Most exes can not. They can’t set their personal feelings aside and be “just friends.” Post-breakup friendship is difficult if not impossible for most exes because they have conflicting interests and needs.
Dumpees crave validation, attention, and romance and struggle to communicate on friendly terms. The breakup makes them extremely anxious, sad, invalidated, and depressed. So much so that all they think about is obtaining their ex’s commitment and validation.
In their mind, they relive the breakup hundreds of times and don’t want to downgrade to friendship. Friendship with their ex would imply that they’re detached and happy to support their ex while he or she is dating someone else.
Since they’re not willing to let go of their ex and stick around to see their ex happy with someone else, they can’t be true friends. Real friends support each other and want the best for each other. If dumpees want the best for themselves rather than their ex, there’s a conflict of interest. They shouldn’t pretend to be friends when they still have feelings for their ex.
It’s impossible to cut off feelings. They can act like they’re not hurt and that they have their ex’s best interest at heart. They’d be lying to their ex and themselves and have difficulty moving on and giving their ex selfless advice.

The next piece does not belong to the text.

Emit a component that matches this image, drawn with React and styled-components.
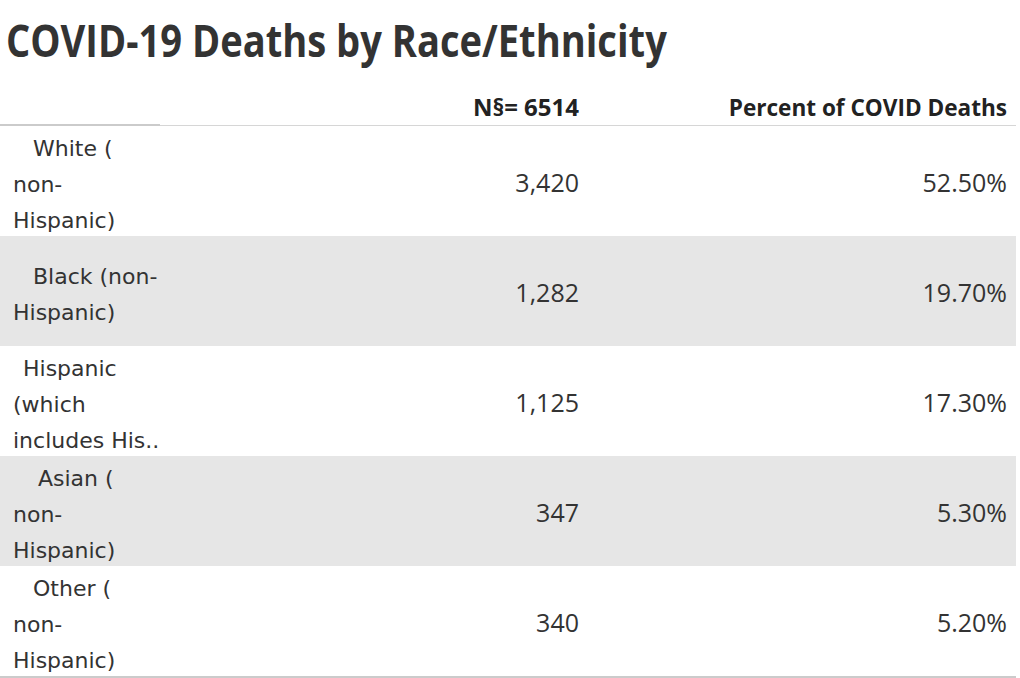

They’d move on much quicker and be much happier and wiser if they started no contact and cut their dumper ex off immediately. Not only would they preserve their worth, but they’d also stop thinking about their ex and prepare themselves for life ahead.
As for dumpers, some can be friends after the breakup. They don’t have feelings, so they can talk to their ex in a friendly manner as long as they let go of the past and their ex acts as just a friend. If their ex hides romantic expectations and ignores his or her feelings, they can friend zone their ex and avoid feeling pressured to invest romantically in their ex.
Such a relationship is very fragile because the moment dumpees cave into anxiety and lose their self-control (express or show the need that they expect more from the friendship than they’re getting), dumpers feel smothered and tempted to push dumpees away. They show that friendship is not something they’re interested in and that they want to be left alone.
Please note that only some dumpers can be friends after the breakup. Most dumpers don’t want friendship because they associate stress and resentment with their ex’s persona. They can’t be anywhere near their ex as they feel empowered by the breakup, annoyed by their ex, and want to experience freedom and independence.
If their ex reaches out to talk about things friends talk about, they feel cornered and disrespected. In retaliation to pain and disrespect, they usually do something that hurts their ex and causes him or her to be even more eager for love and security.
If you’re contemplating being friends without feelings, you need to understand that such a relationship is possible only when both parties lose feelings and don’t want to get back together. Such exes can be friends without feelings, provided they both respect each other and want friendship.
If their interests align, they can chat, talk, or even meet up and do things friends do.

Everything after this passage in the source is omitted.